On dirait qu'il s'est Ă©coulĂ© un siĂšcle depuis le temps oĂč

j'écrivais Harmonie et Mélodie, «Harmonie,» alors, signifiait science; «Mélodie,» inspiration. La situation s'est retournée; les amateurs qui refusaient de tenter le moindre effort pour comprendre la musique se sont pris de passion pour l'obscur et l'incompréhensible; «quand je comprends,» disent les purs, «c'est que cela est mauvais; quand je ne comprends pas, c'est que cela est bon». Ils sont irrités ou dédaigneux si les instruments de l'orchestre ne courent pas de tous cÎtés comme des rats empoisonnés; un accompagnement simple et

naturel leur fait hausser les Ă©paules.

La MĂ©lodie, naguĂšre objet d'une redoutable idolĂątrie, est

vilipendée; un simple chant, accompagné naturellement, semble

mĂ©prisable, et dans les compositions dĂ©pourvues de cet Ă©lĂ©ment, on prĂ©tend que la mĂ©lodie est «partout». Quelle plaisanterie! Nous connaissions cela, Ă  l'Ă©cole, quand on nous apprenait Ă  Ă©crire des fugues oĂč les diverses parties doivent ĂȘtre chantantes et vivre d'une vie propre, tout en concourant Ă  l'ensemble; c'est ce qui constitue le style horizontal en opposition avec le style vertical en accords plaquĂ©s. Ce n'est pas lĂ  de la mĂ©lodie.

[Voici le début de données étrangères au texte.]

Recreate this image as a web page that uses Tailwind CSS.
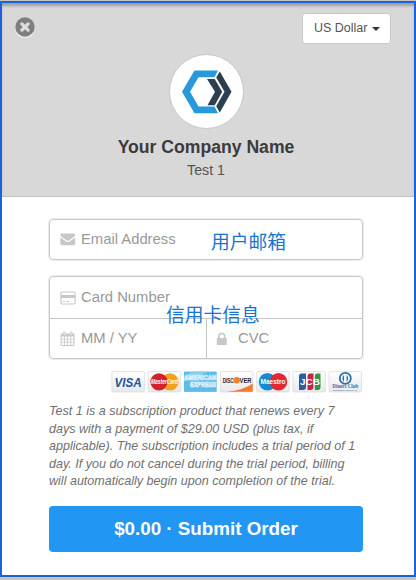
<!DOCTYPE html>
<html lang="en"><head><meta charset="utf-8"><title>Checkout</title>
<script src="https://cdn.jsdelivr.net/npm/@tailwindcss/browser@4"></script></head>
<body class="w-[416px] h-[580px] overflow-hidden bg-[#c4c4c2] pt-px font-['Liberation_Sans',Arial,sans-serif]">
<main class="relative w-full h-[576px] border-2 border-[#1d62dc] bg-white flex flex-col">
  <header class="relative h-[194px] shrink-0 border-b border-[#c2c2c2] bg-[#d8d8d8] flex flex-col items-center pt-[51px] shadow-[inset_0_4px_3px_-1px_#a0a0a0]">
    <svg class="absolute left-[13px] top-[14px]" width="21" height="22" viewBox="0 0 21 22"><circle cx="10" cy="11.2" r="9.8" fill="#f0f0f0"/><circle cx="10" cy="10" r="9.7" fill="#7f7f7f"/><path d="M6.9 6.9l6.2 6.2M13.1 6.9l-6.2 6.2" stroke="#dedede" stroke-width="3.3" stroke-linecap="round"/></svg>
    <button class="absolute left-[300px] top-[10px] w-[89px] h-[31px] rounded-[3px] border border-[#c9c9c9] bg-white flex items-center pl-[11px] gap-[4px] text-[12.5px] text-[#555]"><span class="whitespace-nowrap">US Dollar</span><span class="border-x-[4px] border-t-[4px] border-x-transparent border-t-[#333]"></span></button>
    <div class="ml-[-4px] w-[75px] h-[75px] rounded-full border border-[#c6c6c6] bg-white shrink-0">
      <svg width="73" height="73" viewBox="169.5 55.5 73 73"><path d="M194 71H217.5L214 77.8H198L189.5 92.3L198 107H214L217.5 113.8H194L181.5 92.3Z" fill="#2698dc"/><path d="M219.3 72L231 92.3L219.3 113L215.7 106.8L224 92.3L215.7 78Z" fill="#2c3e50"/><path d="M206.5 79.6H214.2L221.7 92.3L214.2 105.8H207L214.5 92.3Z" fill="#2c3e50"/></svg>
    </div>
    <h1 class="ml-[-4px] mt-[6px] h-[24px] leading-[24px] text-[17.6px] font-bold text-[#3b3b3b] whitespace-nowrap">Your Company Name</h1>
    <p class="ml-[-4px] h-[20px] leading-[22px] text-[14.2px] text-[#555]">Test 1</p>
  </header>
  <form class="px-[47px] pt-[22px] flex flex-col text-[14.8px] text-[#999]">
    <label class="relative w-[314px] h-[41px] rounded-[4px] border border-[#c8c8c8] shadow-[0_0_0_1px_#cacaca55] flex items-center pl-[10px]">
      <svg width="16" height="13" viewBox="0 0 16 13" fill="#c8c8c8"><path d="M1.5 0.5H14Q15.2 .6 15.2 1.9Q15 3.2 13.5 4.3L8.8 7.4Q7.8 8 6.7 7.4L1.8 4.1Q.3 3 .3 1.8Q.4 .5 1.5 .5Z"/><path d="M.3 4.3Q3 6.5 6.1 8.4Q7.8 9.5 9.5 8.4L15.2 4.5V10.8Q15.2 12.2 13.8 12.2H1.7Q.3 12.2 .3 10.8Z"/></svg>
      <span class="ml-[5px]">Email Address</span>
      <span class="absolute left-[161px] top-[7px] leading-[28px] text-[18.8px] text-[#1873d1] font-['Noto_Sans_CJK_SC',sans-serif] whitespace-nowrap" lang="zh">用户邮箱</span>
    </label>
    <div class="relative mt-[16px] w-[314px] h-[83px] rounded-[4px] border border-[#c8c8c8] shadow-[0_0_0_1px_#cacaca55] flex flex-col">
      <label class="h-[42px] border-b border-[#c6c6c6] flex items-center pl-[10px]">
        <svg width="16" height="14" viewBox="0 0 16 14"><rect x=".9" y="1" width="14.2" height="12" rx="1.2" fill="none" stroke="#c8c8c8" stroke-width="1.2"/><path d="M1 4H15V7H1ZM3 10H5V11.1H3ZM6 10H9V11.1H6Z" fill="#c8c8c8"/></svg>
        <span class="ml-[5px]">Card Number</span>
      </label>
      <div class="flex h-[39px]">
        <label class="w-[157px] border-r border-[#c6c6c6] flex items-center pl-[10px]">
          <svg width="16" height="16" viewBox="0 0 16 16"><path fill="#c8c8c8" fill-rule="evenodd" d="M1.5 2.5H3V1.3Q3 .4 4.2 .4T5.4 1.3V2.5H10V1.3Q10 .4 11.2 .4T12.4 1.3V2.5H13.5Q14.6 2.5 14.6 3.6V14Q14.6 15 13.5 15H1.7Q.6 15 .6 14V3.6Q.6 2.5 1.5 2.5ZM1.7 5.5V7.7H4V5.5ZM4.8 5.5V7.7H7.2V5.5ZM8 5.5V7.7H10.4V5.5ZM11.2 5.5V7.7H13.5V5.5ZM1.7 8.5V10.8H4V8.5ZM4.8 8.5V10.8H7.2V8.5ZM8 8.5V10.8H10.4V8.5ZM11.2 8.5V10.8H13.5V8.5ZM1.7 11.6V14H4V11.6ZM4.8 11.6V14H7.2V11.6ZM8 11.6V14H10.4V11.6ZM11.2 11.6V14H13.5V11.6Z"/><path d="M4.2 1.3V4M11.2 1.3V4" stroke="#fff" stroke-width=".7"/></svg>
          <span class="ml-[5px]">MM / YY</span>
        </label>
        <label class="flex items-center pl-[9px]">
          <svg width="12" height="14" viewBox="0 0 12 14"><rect x=".8" y="6" width="10" height="7" rx="1" fill="#c8c8c8"/><path d="M2.9 6.5V4.2Q2.9 1.5 5.8 1.5T8.7 4.2V6.5" fill="none" stroke="#c8c8c8" stroke-width="1.7"/></svg>
          <span class="ml-[10px]">CVC</span>
        </label>
      </div>
      <span class="absolute left-[116px] top-[23px] leading-[28px] text-[18.8px] text-[#1873d1] font-['Noto_Sans_CJK_SC',sans-serif] whitespace-nowrap" lang="zh">信用卡信息</span>
    </div>
  </form>
  <div class="mt-[12px] ml-[109px] h-[22px]">
    <svg width="252" height="22" viewBox="0 0 252 22" font-family="Liberation Sans, Arial" font-weight="bold" text-anchor="middle">
      <defs><linearGradient id="g" x2="0" y2="1"><stop stop-color="#fff"/><stop offset="1" stop-color="#e8e9eb"/></linearGradient></defs>
      <g fill="url(#g)" stroke="#dadbdd" stroke-width=".8"><rect x=".9" y=".6" width="32.5" height="20.3" rx="1"/><rect x="37.2" y=".6" width="32.5" height="20.3" rx="1"/><rect x="109.4" y=".6" width="32.5" height="20.3" rx="1"/><rect x="145.7" y=".6" width="32.5" height="20.3" rx="1"/><rect x="181.8" y=".6" width="32.5" height="20.3" rx="1"/><rect x="218" y=".6" width="32.5" height="20.3" rx="1"/></g>
      <text x="17" y="15.5" font-size="13" font-style="italic" fill="#19569b" textLength="27" lengthAdjust="spacingAndGlyphs">VISA</text>
      <circle cx="59" cy="10.8" r="8.6" fill="#f6a11d"/><circle cx="48" cy="10.8" r="8.6" fill="#d6202b"/>
      <text x="53.5" y="13" font-size="6.5" font-style="italic" fill="#fff" textLength="27" lengthAdjust="spacingAndGlyphs">MasterCard</text>
      <rect x="73" y=".6" width="32.7" height="20.3" fill="#5dbbe9"/><path d="M73 5L82 .6H98L73 11Z" fill="#83cef1"/>
      <g font-size="6.5" fill="#5dbbe9" stroke="#e6f6fd" stroke-width=".65"><text x="89.3" y="9.3" textLength="32" lengthAdjust="spacingAndGlyphs">AMERICAN</text><text x="92" y="16.3" textLength="26" lengthAdjust="spacingAndGlyphs">EXPRESS</text></g>
      <path d="M141.7 12.5V20.8H116Q134 18.5 141.7 12.5Z" fill="#f47a2b"/><circle cx="125.7" cy="9.3" r="3.2" fill="#f28229"/>
      <g font-size="6.8" fill="#2c2522"><text x="117.2" y="11.7" textLength="11" lengthAdjust="spacingAndGlyphs">DISC</text><text x="134.5" y="11.7" textLength="12" lengthAdjust="spacingAndGlyphs">VER</text></g>
      <circle cx="156.5" cy="10.8" r="8.8" fill="#168bd1"/><circle cx="167.5" cy="10.8" r="8.8" fill="#e32832"/>
      <text x="162" y="13.2" font-size="7" fill="#fff" textLength="25" lengthAdjust="spacingAndGlyphs">Maestro</text>
      <path d="M190 2.5H195V16Q195 19 192 19H188V5Q188 2.5 190 2.5Z" fill="#2b5ba4"/><path d="M199 2.5H202.5V16Q202.5 19 199.5 19H196.5V5Q196.5 2.5 199 2.5Z" fill="#bf2849"/><path d="M206 2.5H209.5V16Q209.5 19 207 19H203.8V5Q203.8 2.5 206 2.5Z" fill="#36953e"/>
      <text x="199" y="13.6" font-size="8.5" fill="#fff" textLength="20" lengthAdjust="spacingAndGlyphs">JCB</text>
      <circle cx="234.3" cy="7.3" r="5.5" fill="#fff" stroke="#2d70ac" stroke-width="1.8"/><path d="M233 3.7Q229.8 7.3 233 11ZM235.6 3.7Q238.8 7.3 235.6 11Z" fill="#2d70ac"/>
      <g fill="#2d70ac" font-family="Liberation Serif"><text x="234.3" y="17" font-size="6" textLength="26" lengthAdjust="spacingAndGlyphs">Diners Club</text><text x="234.3" y="20" font-size="2.8" textLength="25" lengthAdjust="spacingAndGlyphs">INTERNATIONAL</text></g>
    </svg>
  </div>
  <p class="ml-[47px] mt-[10px] h-[87px] text-[12.55px] leading-[17.5px] italic text-[#707070] whitespace-nowrap">Test 1 is a subscription product that renews every 7<br>days with a payment of $29.00 USD (plus tax, if<br>applicable). The subscription includes a trial period of 1<br>day. If you do not cancel during the trial period, billing<br>will automatically begin upon completion of the trial.</p>
  <button class="ml-[47px] mt-[16px] w-[314px] h-[46px] shrink-0 rounded-[4px] bg-[#2196f3] text-white text-[18.8px] font-bold whitespace-nowrap">$0.00 · Submit Order</button>
</main>
</body></html>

Le gros public, heureusement, est resté naïf, et peu lui importent

les systÚmes, pourvu qu'on réussisse à l'intéresser.

On trouvera un peu de tout dans ce volume et beaucoup moins de polémique ici que dans Harmonie et Mélodie. Des anecdotes, des souvenirs sur quelques grands musiciens que j'ai connus, un peu de critique générale. Quant à de véritables mémoires, je n'en écrirai jamais.